Also in this section:
Martinelli's road building proposals run into criticism
Cell phone and Internet registry proposal
 

Government wants registry of cell phone numbers and calls, Internet connections and emails
Cops, prosecutors say they need telecom registry law, critics warn of dangers
by Eric Jackson

What if a foreign government tips off Panamanian authorities that a man living in Paitilla is coordinating the activities of a particularly vicious international criminal organization from this country, but can't or won't produce a warrant or provide sufficient evidence to justify an arrest in this country?

Our police and prosecutors may want to stake out the man's home to see who comes and goes. It may want to track his movements.

They also might want to tap his phone, or at least figure out with whom he is talking. They might also want to similarly monitor his email communications. 

However, there are practical problems in the way of doing some of these things. Panama has some 3.9 million cell phones, 3.5 million of which are the prepaid kind for which there is no billing system on which to readily base a directory. Sales records at the companies that provide cell phone service could attach names to many of those devices, presuming that these records were kept in any retrievable form. Similarly, there is no registry of which computer connected to the Internet belongs to whom, although Internet Service Providers would, for billing purposes alone, have a lot of this information on hand. 

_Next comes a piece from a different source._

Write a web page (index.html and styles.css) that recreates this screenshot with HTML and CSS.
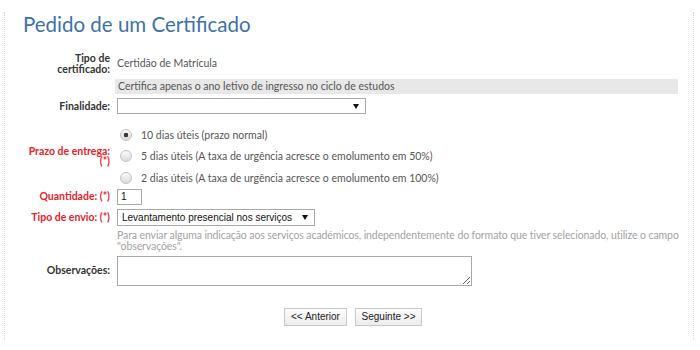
FILE: index.html
```html
<!DOCTYPE html>
<html lang="pt">
<head>
    <meta charset="UTF-8">
    <meta name="viewport" content="width=device-width, initial-scale=1.0">
    <title>Pedido de um Certificado</title>
    <link rel="stylesheet" href="styles.css">
</head>
<body>
    <div class="page">
        <h1 class="title">Pedido de um Certificado</h1>

        <!-- Certificate request form -->
        <form class="form">
            <div class="label row-tipo">Tipo de<br>certificado:</div>
            <div class="value row-tipo">Certidão de Matrícula</div>

            <div class="row-note"></div>
            <div class="note row-note">Certifica apenas o ano letivo de ingresso no ciclo de estudos</div>

            <label class="label row-fin" for="finalidade">Finalidade:</label>
            <div class="row-fin">
                <span class="select-wrap"><select id="finalidade" class="select select-wide"><option></option></select></span>
            </div>

            <div class="label required row-prazo">Prazo de entrega:<br>(*)</div>
            <div class="radios row-prazo">
                <label class="radio"><input type="radio" name="prazo" checked> 10 dias úteis (prazo normal)</label>
                <label class="radio"><input type="radio" name="prazo"> 5 dias úteis (A taxa de urgência acresce o emolumento em 50%)</label>
                <label class="radio"><input type="radio" name="prazo"> 2 dias úteis (A taxa de urgência acresce o emolumento em 100%)</label>
            </div>

            <label class="label required row-qtd" for="quantidade">Quantidade: (*)</label>
            <div class="row-qtd"><input type="text" id="quantidade" class="qty" value="1"></div>

            <label class="label required row-envio" for="envio">Tipo de envio: (*)</label>
            <div class="row-envio">
                <span class="select-wrap"><select id="envio" class="select select-envio"><option>Levantamento presencial nos serviços</option></select></span>
            </div>

            <div class="row-help"></div>
            <div class="help row-help">Para enviar alguma indicação aos serviços académicos, independentemente do formato que tiver selecionado, utilize o campo "observações".</div>

            <label class="label row-obs" for="observacoes">Observações:</label>
            <div class="row-obs"><textarea id="observacoes" class="obs"></textarea></div>
        </form>

        <div class="actions">
            <button type="button" class="btn btn-prev">&lt;&lt; Anterior</button>
            <button type="button" class="btn btn-next">Seguinte &gt;&gt;</button>
        </div>
    </div>
</body>
</html>
```

FILE: styles.css
```css
body {
    margin: 0;
    background-color: #fff;
    font-family: Lato, "Open Sans", sans-serif;
    font-size: 10.5px;
    color: #555;
}
.page {
    margin: 12px 6px 0 4px;
    height: 328px;
    border-left: 1px dotted #d6d6d6;
    border-right: 1px dotted #d6d6d6;
}
.title {
    margin: 0 0 17px 18px;
    font-family: Lato, sans-serif;
    font-size: 20.5px;
    font-weight: normal;
    line-height: 24px;
    color: #3d72aa;
}
.form {
    display: grid;
    grid-template-columns: 98px 1fr;
    column-gap: 7px;
    align-items: center;
    padding: 0 15px 0 7px;
}
.label {
    text-align: right;
    font-weight: bold;
    color: #333;
    line-height: 10.5px;
}
.required {
    color: #e5222b;
}
.row-note { margin-top: 5px; }
.row-fin { margin-top: 4px; }
.row-prazo { margin-top: 10px; }
.row-qtd { margin-top: 0; }
.row-envio { margin-top: 4px; }
.row-help { margin-top: 4px; }
.row-obs { margin-top: 4px; }
.value {
    line-height: 21px;
}
.note {
    margin-left: -2px;
    padding-left: 3px;
    height: 15px;
    line-height: 15px;
    background-color: #e8e8e8;
}
.select-wrap {
    position: relative;
    display: inline-block;
    vertical-align: top;
}
.select-wrap::after {
    content: "";
    position: absolute;
    top: 6px;
    right: 7px;
    border-left: 3px solid transparent;
    border-right: 3px solid transparent;
    border-top: 5px solid #111;
    pointer-events: none;
}
.select {
    -webkit-appearance: none;
    appearance: none;
    display: block;
    margin: 0;
    padding: 0 0 0 4px;
    height: 17px;
    border: 1px solid #a9a9a9;
    border-radius: 0;
    background-color: #fff;
    font-family: "Liberation Sans", Arial, sans-serif;
    font-size: 10px;
    color: #111;
}
.select-wide {
    width: 249px;
    height: 16px;
}
.select-envio {
    width: 198px;
}
.radios {
    display: flex;
    flex-direction: column;
}
.radio {
    display: flex;
    align-items: center;
    height: 21.5px;
}
.radio input {
    -webkit-appearance: none;
    appearance: none;
    margin: 0 9px 0 3px;
    width: 12px;
    height: 12px;
    border: 1px solid #c2c2c2;
    border-radius: 50%;
    background: linear-gradient(#fbfbfb, #dadada);
}
.radio input:checked {
    background: radial-gradient(circle, #3a3a3a 0 2px, transparent 2.6px), linear-gradient(#fbfbfb, #dadada);
}
.qty {
    display: block;
    margin: 0;
    padding: 0 0 0 3px;
    width: 25px;
    height: 16px;
    box-sizing: border-box;
    border: 1px solid #a9a9a9;
    font-family: "Liberation Sans", Arial, sans-serif;
    font-size: 10px;
    color: #111;
}
.help {
    margin-right: -10px;
    line-height: 11px;
    letter-spacing: -0.1px;
    color: #a3a3a3;
}
.obs {
    display: block;
    margin: 0;
    width: 355px;
    height: 30px;
    box-sizing: border-box;
    border: 1px solid #a9a9a9;
    font-family: "Liberation Sans", Arial, sans-serif;
    font-size: 10px;
}
.actions {
    display: flex;
    justify-content: center;
    gap: 8px;
    margin-top: 22px;
    padding-left: 8px;
}
.btn {
    margin: 0;
    padding: 0;
    height: 18px;
    border: 1px solid #c9c9c9;
    border-radius: 0;
    background: linear-gradient(#fdfdfd, #ececec);
    font-family: "Liberation Sans", Arial, sans-serif;
    font-size: 10px;
    color: #222;
}
.btn-prev { width: 63px; }
.btn-next { width: 67px; }
```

Thus prosecutors and law enforcement agencies have for some time longed for a registry. They want a tool that lets them react to a reasonable suspicion that the kingpin of a feared cartel is operating under their noses by readily identifying the specific electronic communications media that he uses, and if they can meet the requirements of judges and prosecutors, apply for a warrant to eavesdrop on the messages sent and received through these devices.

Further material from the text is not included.